Une critique aisée de l’accès du professeur Manigat au pouvoir en 1988  fait état d’un compromis politique qui semble justifier le coup d’état de cette même année.  Elle met l’accent sur son élection comme une action qui ne visait que l’intérêt personnel. Des compatriotes de bonne foi, mais plutôt mal informés, partagent cette opinion.  Il revient donc à notre parti, le RDNP, de continuer à clarifier certains faits pour l’histoire et pour une meilleure compréhension de notre réalité politique.

Avant l’accession du Professeur au pouvoir, des « faiseurs de rois » aux bras d’acier contrôlaient le pouvoir et les élections en Haïti.   La chute de la dictature rétrograde et sanguinaire des Duvalier les avait remis en selle comme « balanciers » du sort national.   L’heure avait sonné pour eux de prendre leur revanche sur n’importe quel gouvernement civil a tendance progressiste annonciatrice de changement en profondeur dans notre pays.  C’était aussi l’occasion du réveil de leurs réflexes brutaux, générateurs de peur et d’actes barbares sur la population. Ainsi, ils ont concocté un plan macabre pour noyer dans le sang les élections organisées sous leur propre gouvernement.  La Ruelle Vaillant a été le théâtre d’une tuerie où des votants, des électeurs responsables, patriotes et courageux, ont payé de leur vie le droit civil de voter.  Nous rendons, une nouvelle fois, à ces victimes un hommage tout particulier, car leur sacrifice a, une fois de plus, mis l’accent sur l’ampleur de nos problèmes politiques.

Cet évènement fit frissonner tous les vrais démocrates haïtiens.  Car, une fois de plus, des forces macabres tentaient de « zombifier » tous ceux qui voulaient une vie meilleure pour la majorité souffrante des Haïtiens.  Face à cette dangereuse situation du « Fè dlo kò yo benyen kò yo », le sang des votants coula pour que le statu quo continuât de régner.  Ce qui entraîna le choix d’un repli stratégique immédiat sur la scène politique, de certains hommes politiques haïtiens, avec à coup sûr, leur agenda secret en poche pour l’accession au pouvoir.  C’était à première vue l’abandon d’un choix ou le choix de l’abandon d’une option qui pourrait déboucher sur une alternative politique et constitutionnelle issue d’un consensus national.

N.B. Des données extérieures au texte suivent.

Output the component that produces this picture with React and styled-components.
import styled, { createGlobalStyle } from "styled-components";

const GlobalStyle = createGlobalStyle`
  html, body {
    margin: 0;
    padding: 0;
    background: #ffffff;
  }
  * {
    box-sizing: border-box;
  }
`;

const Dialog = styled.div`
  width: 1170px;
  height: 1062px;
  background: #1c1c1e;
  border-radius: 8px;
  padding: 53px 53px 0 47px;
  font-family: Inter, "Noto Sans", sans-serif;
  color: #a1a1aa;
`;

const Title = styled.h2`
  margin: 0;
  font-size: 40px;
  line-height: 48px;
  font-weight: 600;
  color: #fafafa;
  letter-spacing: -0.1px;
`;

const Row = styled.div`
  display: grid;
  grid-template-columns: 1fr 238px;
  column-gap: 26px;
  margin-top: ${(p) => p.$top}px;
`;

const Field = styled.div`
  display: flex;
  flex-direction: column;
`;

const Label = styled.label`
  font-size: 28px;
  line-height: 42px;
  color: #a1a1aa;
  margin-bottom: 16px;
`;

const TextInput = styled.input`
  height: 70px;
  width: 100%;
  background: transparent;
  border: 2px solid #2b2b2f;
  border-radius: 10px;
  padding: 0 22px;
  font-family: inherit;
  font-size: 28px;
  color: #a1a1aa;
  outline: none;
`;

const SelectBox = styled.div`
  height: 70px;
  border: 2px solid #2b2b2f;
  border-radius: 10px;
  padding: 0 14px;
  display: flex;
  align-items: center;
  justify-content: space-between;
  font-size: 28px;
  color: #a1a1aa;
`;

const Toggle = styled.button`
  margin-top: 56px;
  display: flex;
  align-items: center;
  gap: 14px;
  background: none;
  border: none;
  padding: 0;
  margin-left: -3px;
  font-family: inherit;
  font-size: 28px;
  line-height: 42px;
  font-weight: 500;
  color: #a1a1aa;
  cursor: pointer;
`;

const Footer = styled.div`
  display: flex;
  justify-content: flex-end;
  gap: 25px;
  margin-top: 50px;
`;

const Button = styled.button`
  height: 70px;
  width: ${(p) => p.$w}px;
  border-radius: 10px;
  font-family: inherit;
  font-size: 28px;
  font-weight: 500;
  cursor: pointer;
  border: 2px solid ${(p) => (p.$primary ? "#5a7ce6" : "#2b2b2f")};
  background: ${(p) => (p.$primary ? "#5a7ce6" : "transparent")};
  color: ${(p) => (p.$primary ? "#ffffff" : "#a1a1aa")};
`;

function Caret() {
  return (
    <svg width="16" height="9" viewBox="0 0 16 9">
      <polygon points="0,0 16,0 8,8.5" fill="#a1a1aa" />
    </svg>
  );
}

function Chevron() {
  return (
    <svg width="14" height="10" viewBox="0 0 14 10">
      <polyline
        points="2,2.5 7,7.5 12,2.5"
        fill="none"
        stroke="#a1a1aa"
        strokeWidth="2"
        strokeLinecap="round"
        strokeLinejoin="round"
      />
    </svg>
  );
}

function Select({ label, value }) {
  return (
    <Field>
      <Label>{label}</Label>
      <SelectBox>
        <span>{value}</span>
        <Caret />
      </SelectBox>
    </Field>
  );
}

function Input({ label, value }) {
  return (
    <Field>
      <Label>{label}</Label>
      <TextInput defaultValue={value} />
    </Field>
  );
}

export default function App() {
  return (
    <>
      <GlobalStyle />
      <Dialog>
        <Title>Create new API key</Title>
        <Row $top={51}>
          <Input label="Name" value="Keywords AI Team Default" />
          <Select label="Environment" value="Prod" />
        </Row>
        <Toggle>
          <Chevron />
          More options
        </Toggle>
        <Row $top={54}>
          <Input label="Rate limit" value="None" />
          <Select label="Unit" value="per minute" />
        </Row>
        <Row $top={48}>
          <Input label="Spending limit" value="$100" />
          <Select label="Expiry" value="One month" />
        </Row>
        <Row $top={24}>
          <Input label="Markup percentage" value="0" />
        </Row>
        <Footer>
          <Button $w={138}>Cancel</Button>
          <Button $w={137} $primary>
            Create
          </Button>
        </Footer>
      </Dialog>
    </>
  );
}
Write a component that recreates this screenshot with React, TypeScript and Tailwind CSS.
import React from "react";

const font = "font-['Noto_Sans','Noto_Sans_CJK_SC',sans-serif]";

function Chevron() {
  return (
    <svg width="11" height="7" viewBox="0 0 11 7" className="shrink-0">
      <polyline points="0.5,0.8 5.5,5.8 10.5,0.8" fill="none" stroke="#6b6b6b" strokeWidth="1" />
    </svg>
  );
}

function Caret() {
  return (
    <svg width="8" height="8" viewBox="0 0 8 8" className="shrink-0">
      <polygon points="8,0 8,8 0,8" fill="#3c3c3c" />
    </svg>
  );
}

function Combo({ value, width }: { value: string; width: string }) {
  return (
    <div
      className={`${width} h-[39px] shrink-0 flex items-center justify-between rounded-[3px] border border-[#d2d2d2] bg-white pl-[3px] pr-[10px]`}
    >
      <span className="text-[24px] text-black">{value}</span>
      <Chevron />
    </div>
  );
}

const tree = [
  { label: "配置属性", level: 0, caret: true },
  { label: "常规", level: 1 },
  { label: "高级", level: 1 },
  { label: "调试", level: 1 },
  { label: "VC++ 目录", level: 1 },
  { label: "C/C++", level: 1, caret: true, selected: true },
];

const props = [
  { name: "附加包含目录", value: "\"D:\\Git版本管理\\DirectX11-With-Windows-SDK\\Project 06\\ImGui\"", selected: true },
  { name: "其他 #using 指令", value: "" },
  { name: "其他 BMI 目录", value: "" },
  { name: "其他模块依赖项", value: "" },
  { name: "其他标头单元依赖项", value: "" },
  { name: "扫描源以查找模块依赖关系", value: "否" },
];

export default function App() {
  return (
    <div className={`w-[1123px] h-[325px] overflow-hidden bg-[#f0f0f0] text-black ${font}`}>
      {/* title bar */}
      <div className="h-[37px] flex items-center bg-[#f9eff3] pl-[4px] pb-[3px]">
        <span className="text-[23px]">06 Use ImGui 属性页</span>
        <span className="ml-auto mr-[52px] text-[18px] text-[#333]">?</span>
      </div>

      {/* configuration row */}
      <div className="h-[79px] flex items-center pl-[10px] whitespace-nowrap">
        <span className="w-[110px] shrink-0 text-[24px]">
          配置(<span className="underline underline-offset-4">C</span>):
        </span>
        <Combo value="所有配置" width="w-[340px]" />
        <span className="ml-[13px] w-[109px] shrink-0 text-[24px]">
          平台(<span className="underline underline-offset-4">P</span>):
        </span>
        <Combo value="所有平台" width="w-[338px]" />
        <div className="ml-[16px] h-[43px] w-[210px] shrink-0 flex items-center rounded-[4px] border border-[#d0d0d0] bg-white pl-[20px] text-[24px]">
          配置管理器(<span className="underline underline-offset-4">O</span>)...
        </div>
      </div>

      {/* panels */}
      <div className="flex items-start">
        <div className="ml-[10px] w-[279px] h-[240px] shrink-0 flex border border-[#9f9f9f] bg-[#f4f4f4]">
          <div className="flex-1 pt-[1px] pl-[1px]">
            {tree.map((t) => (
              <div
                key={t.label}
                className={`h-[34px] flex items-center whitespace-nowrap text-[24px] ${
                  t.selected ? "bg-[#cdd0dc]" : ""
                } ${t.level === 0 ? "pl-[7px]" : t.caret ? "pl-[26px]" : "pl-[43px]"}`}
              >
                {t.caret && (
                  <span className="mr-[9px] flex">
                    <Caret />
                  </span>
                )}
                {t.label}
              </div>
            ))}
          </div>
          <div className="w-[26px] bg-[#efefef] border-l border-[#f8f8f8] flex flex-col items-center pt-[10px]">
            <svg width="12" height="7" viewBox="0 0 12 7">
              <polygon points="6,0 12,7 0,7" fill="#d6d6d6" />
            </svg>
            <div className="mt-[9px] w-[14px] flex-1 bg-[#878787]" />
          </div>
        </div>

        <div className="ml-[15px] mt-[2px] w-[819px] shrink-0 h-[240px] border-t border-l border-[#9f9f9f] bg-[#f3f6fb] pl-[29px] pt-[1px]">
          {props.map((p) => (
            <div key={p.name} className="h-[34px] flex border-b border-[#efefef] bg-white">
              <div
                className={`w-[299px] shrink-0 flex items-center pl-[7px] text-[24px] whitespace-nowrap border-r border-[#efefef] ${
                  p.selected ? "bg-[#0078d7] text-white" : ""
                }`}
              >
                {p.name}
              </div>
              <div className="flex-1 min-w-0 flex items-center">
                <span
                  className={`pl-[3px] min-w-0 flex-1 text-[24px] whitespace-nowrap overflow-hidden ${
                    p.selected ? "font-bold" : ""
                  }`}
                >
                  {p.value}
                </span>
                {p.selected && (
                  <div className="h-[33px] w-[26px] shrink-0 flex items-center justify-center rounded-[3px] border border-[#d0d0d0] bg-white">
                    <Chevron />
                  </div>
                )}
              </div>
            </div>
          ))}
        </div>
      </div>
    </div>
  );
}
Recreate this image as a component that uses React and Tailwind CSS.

Réalisant la gravité de leur erreur, et sous une certaine pression étrangère, les « faiseurs de roi » prirent la décision d’organiser de nouvelles élections.  Quatre candidats décidèrent d’y participer : Hubert de Ronceray, Feu Grégoire Eugène, Gérard Philippeau et Leslie Manigat.  Il devait y avoir un vainqueur.  Ce fut le Professeur Manigat.  Cependant, la participation à ces joutes électorales réclamait de chaque candidat du courage, de la lucidité, et de l’habilité politiques pour redonner l’espoir à l’électorat démocratique haïtien, ainsi que le respect des prescriptions de l’article 285 des dispositions transitoires de la constitution de 1987 qui stipule :
« Le Conseil National de Gouvernement reste et demeure en fonction jusqu’au 7 Février 1988, date d’investiture du Président de la République élu sous l’empire de la Présente Constitution, conformément au Calendrier Electoral. »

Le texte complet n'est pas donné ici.